• GIVEN PROBLEM
Do any lines in the data below contain "styles"? If so, copy every one of them.

• SOURCE EXCERPT

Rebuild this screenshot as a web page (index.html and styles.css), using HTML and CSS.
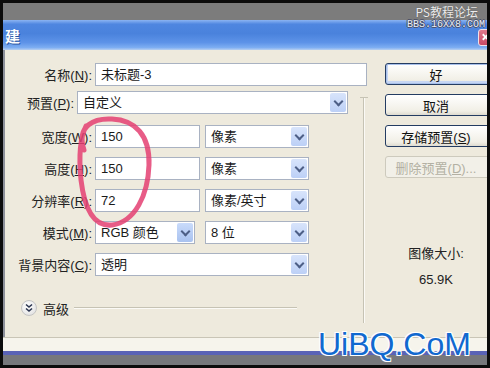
FILE: index.html
```html
<!DOCTYPE html>
<html lang="zh-CN">
<head>
    <meta charset="UTF-8">
    <meta name="viewport" content="width=device-width, initial-scale=1.0">
    <title>新建</title>
    <link rel="stylesheet" href="styles.css">
</head>
<body>
    <div class="screen">
        <div class="top-band"></div>

        <!-- Title bar -->
        <div class="title-bar">
            <span class="title-text">建</span>
            <span class="close-btn">
                <svg width="12" height="12" viewBox="0 0 12 12">
                    <path d="M3 3 L9 9 M9 3 L3 9" stroke="#fff" stroke-width="2"/>
                </svg>
            </span>
        </div>

        <div class="dialog">
            <div class="main">
                <div class="row">
                    <span class="label">名称(<u>N</u>):</span>
                    <div class="field field-name">未标题-3</div>
                </div>

                <div class="lower">
                    <div class="fields">
                        <div class="row row-preset">
                            <span class="label label-short">预置(<u>P</u>):</span>
                            <div class="field select field-preset">自定义<span class="arrow"></span></div>
                        </div>
                        <div class="row row-gap">
                            <span class="label">宽度(<u>W</u>):</span>
                            <div class="field field-num">150</div>
                            <div class="field select field-unit">像素<span class="arrow"></span></div>
                        </div>
                        <div class="row">
                            <span class="label">高度(<u>H</u>):</span>
                            <div class="field field-num">150</div>
                            <div class="field select field-unit">像素<span class="arrow"></span></div>
                        </div>
                        <div class="row">
                            <span class="label">分辨率(<u>R</u>):</span>
                            <div class="field field-num">72</div>
                            <div class="field select field-unit">像素/英寸<span class="arrow"></span></div>
                        </div>
                        <div class="row">
                            <span class="label">模式(<u>M</u>):</span>
                            <div class="field select field-mode">RGB 颜色<span class="arrow arrow-hot"></span></div>
                            <div class="field select field-unit">8 位<span class="arrow"></span></div>
                        </div>
                        <div class="row">
                            <span class="label">背景内容(<u>C</u>):</span>
                            <div class="field select field-bg">透明<span class="arrow"></span></div>
                        </div>

                        <!-- Advanced toggle -->
                        <div class="advanced">
                            <span class="adv-icon">
                                <svg width="10" height="10" viewBox="0 0 10 10">
                                    <path d="M2 1.5 L5 4 L8 1.5 M2 5.5 L5 8 L8 5.5" fill="none" stroke="#2b3550" stroke-width="1.6"/>
                                </svg>
                            </span>
                            <span class="adv-text">高级</span>
                            <span class="adv-line"></span>
                        </div>
                    </div>
                    <div class="divider"><span class="tick"></span><span class="vline"></span></div>
                </div>
            </div>

            <div class="side">
                <button class="btn btn-default">好</button>
                <button class="btn">取消</button>
                <button class="btn">存储预置(<u>S</u>)</button>
                <button class="btn btn-disabled">删除预置(<u>D</u>)...</button>

                <div class="size-info">
                    <div>图像大小:</div>
                    <div class="size-value">65.9K</div>
                </div>
            </div>
        </div>

        <div class="status-strip"></div>
        <div class="task-strip"></div>
        <div class="bottom-band"></div>

        <!-- Watermarks and the hand-drawn mark over the screenshot -->
        <div class="site-mark">
            <div class="site-name">PS教程论坛</div>
            <div class="site-url">BBS.16XX8.COM</div>
        </div>
        <div class="uibq">UiBQ.CoM</div>
        <svg class="red-loop" width="100" height="130" viewBox="70 110 100 130">
            <path d="M84 150 C76 125 95 118 112 119 C135 120 150 135 149 165 C148 195 135 222 112 225 C92 227 84 205 81 180 C79 160 79 140 86 126"
                  fill="none" stroke="#e43f72" stroke-width="5" stroke-linecap="round" opacity="0.85"/>
        </svg>
    </div>
</body>
</html>
```

FILE: styles.css
```css
body {
    margin: 0;
    padding: 0;
    background-color: #000;
    font-family: "Liberation Sans", "Noto Sans CJK SC", sans-serif;
    font-size: 13px;
    color: #111;
}

.screen {
    position: relative;
    width: 490px;
    height: 368px;
    box-sizing: border-box;
    border: 3px solid #0c0c0c;
    display: flex;
    flex-direction: column;
    overflow: hidden;
}

.top-band {
    height: 17px;
    background-color: #7c7c7c;
}

/* Title bar */
.title-bar {
    height: 30px;
    display: flex;
    align-items: center;
    justify-content: space-between;
    background: linear-gradient(to bottom, #8cb4f2 0%, #4f86e0 14%, #4a82dc 45%, #5d93e8 75%, #7eaef2 92%, #b8d0f0 100%);
}

.title-text {
    color: #fff;
    font-family: "Noto Sans CJK SC", sans-serif;
    font-size: 15px;
    font-weight: bold;
    margin-left: 2px;
    text-shadow: 1px 1px 0 #2a55a0;
}

.close-btn {
    width: 14px;
    height: 17px;
    margin-top: 4px;
    margin-right: -5px;
    box-sizing: border-box;
    border-radius: 3px;
    background: linear-gradient(to bottom, #e07a8e, #c84a66);
    border: 1px solid #f0e0e8;
    display: flex;
    align-items: center;
    padding-left: 1px;
    overflow: hidden;
}

/* Dialog body */
.dialog {
    height: 287px;
    box-sizing: border-box;
    display: flex;
    background-color: #eeeadd;
    border-left: 2px solid #8d909a;
    padding-top: 13px;
}

.main {
    width: 363px;
    display: flex;
    flex-direction: column;
}

.row {
    display: flex;
    align-items: center;
    gap: 5px;
    height: 23px;
    margin-top: 9px;
}

.main > .row {
    margin-top: 0;
}

.row-preset {
    margin-top: 0;
}

.row-gap {
    margin-top: 11px;
}

.label {
    width: 87px;
    margin-right: -2px;
    text-align: right;
    white-space: nowrap;
    color: #222;
}

.label-short {
    width: 69px;
    margin-right: -2px;
}

.field {
    position: relative;
    height: 23px;
    box-sizing: border-box;
    border: 1px solid #a9b2c2;
    background-color: #fff;
    padding-left: 5px;
    line-height: 21px;
    white-space: nowrap;
    color: #1a1a1a;
}

.field-name { width: 272px; }
.field-preset { width: 271px; }
.field-num { width: 105px; }
.field-unit { width: 104px; }
.field-mode { width: 100px; margin-right: 5px; }
.field-bg { width: 214px; }

/* Drop-down arrow button */
.arrow {
    position: absolute;
    top: 1px;
    right: 1px;
    width: 16px;
    height: 19px;
    border-radius: 2px;
    background: linear-gradient(to bottom, #d8e4fb, #bcd0f6);
}

.arrow::after {
    content: "";
    position: absolute;
    left: 5px;
    top: 5px;
    width: 5px;
    height: 5px;
    border-right: 2px solid #4d5f86;
    border-bottom: 2px solid #4d5f86;
    transform: rotate(45deg);
}

.arrow-hot {
    background: linear-gradient(to bottom, #c9dbfb, #a9c2ef);
}

.lower {
    flex: 1;
    display: flex;
    margin-top: 5px;
}

.fields {
    flex: 1;
}

.advanced {
    display: flex;
    align-items: center;
    height: 16px;
    margin-top: 24px;
    padding-left: 16px;
}

.adv-icon {
    width: 16px;
    height: 16px;
    box-sizing: border-box;
    border-radius: 50%;
    border: 1px solid #c4c4c4;
    background: radial-gradient(circle at 40% 35%, #ffffff, #dcdcdc);
    display: flex;
    align-items: center;
    justify-content: center;
}

.adv-text {
    margin-left: 6px;
    font-family: "Noto Sans CJK SC", sans-serif;
    font-size: 13px;
    color: #222;
}

.adv-line {
    width: 223px;
    margin-left: 5px;
    border-top: 1px solid #c6c3b4;
    border-bottom: 1px solid #fbfaf6;
}

.divider {
    width: 9px;
    display: flex;
    flex-direction: column;
    align-items: center;
    margin-top: 6px;
    margin-bottom: 14px;
}

.tick {
    width: 8px;
    border-top: 1px solid #c6c3b4;
}

.vline {
    flex: 1;
    width: 0;
    border-left: 1px solid #c6c3b4;
    border-right: 1px solid #fbfaf6;
}

/* Buttons column */
.side {
    flex: 1;
    margin-left: 17px;
    overflow: hidden;
    display: flex;
    flex-direction: column;
    align-items: flex-start;
}

.btn {
    width: 106px;
    height: 22px;
    margin-bottom: 9px;
    flex-shrink: 0;
    border: 1px solid #243c62;
    border-radius: 3px;
    background: linear-gradient(to bottom, #ffffff, #f1efe6 80%, #dedbd0);
    font-family: "Liberation Sans", "Noto Sans CJK SC", sans-serif;
    font-size: 13px;
    color: #111;
    padding: 0 4px 0 0;
}

.btn-default {
    box-shadow: inset 0 0 0 1px #a8c0ea, inset 0 -1px 0 2px #c6d6f3;
}

.btn-disabled {
    border-color: #cdcabd;
    color: #b3b0a3;
    background: #f2f0e8;
}

.size-info {
    width: 102px;
    margin-top: 59px;
    text-align: center;
    line-height: 16px;
    color: #222;
}

.size-value {
    margin-top: 10px;
}

/* Bottom of the window */
.status-strip {
    height: 14px;
    box-sizing: border-box;
    border-top: 1px solid #c9c5b6;
    background-color: #f6f4ec;
}

.task-strip {
    height: 4px;
    background-color: #5a63b6;
}

.bottom-band {
    height: 10px;
    background-color: #77787c;
}

/* Overlays */
.site-mark {
    position: absolute;
    top: 2px;
    right: 2px;
    text-align: right;
    color: #ececec;
}

.site-name {
    font-family: "Noto Sans CJK SC", sans-serif;
    font-size: 12px;
    line-height: 14px;
    padding-right: 7px;
    text-shadow: 0 0 1px #444;
}

.site-url {
    font-family: "Liberation Mono", monospace;
    font-size: 10px;
    line-height: 10px;
    margin-top: 1px;
    color: #e8eefa;
    text-shadow: 1px 0 0 #4a4f66, -1px 0 0 #4a4f66, 0 1px 0 #4a4f66, 0 -1px 0 #4a4f66;
}

.uibq {
    position: absolute;
    left: 315px;
    top: 325px;
    font-family: "Liberation Sans", sans-serif;
    font-size: 32px;
    line-height: 32px;
    color: #1169cf;
    text-shadow: 1px 1px 0 #fff, -1px -1px 0 #fff, 1px -1px 0 #fff, -1px 1px 0 #fff;
}

.red-loop {
    position: absolute;
    left: 67px;
    top: 107px;
}
```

• REPLY TO THE TASK
Rebuild this screenshot as a web page (index.html and styles.css), using HTML and CSS.
    <link rel="stylesheet" href="styles.css">
FILE: styles.css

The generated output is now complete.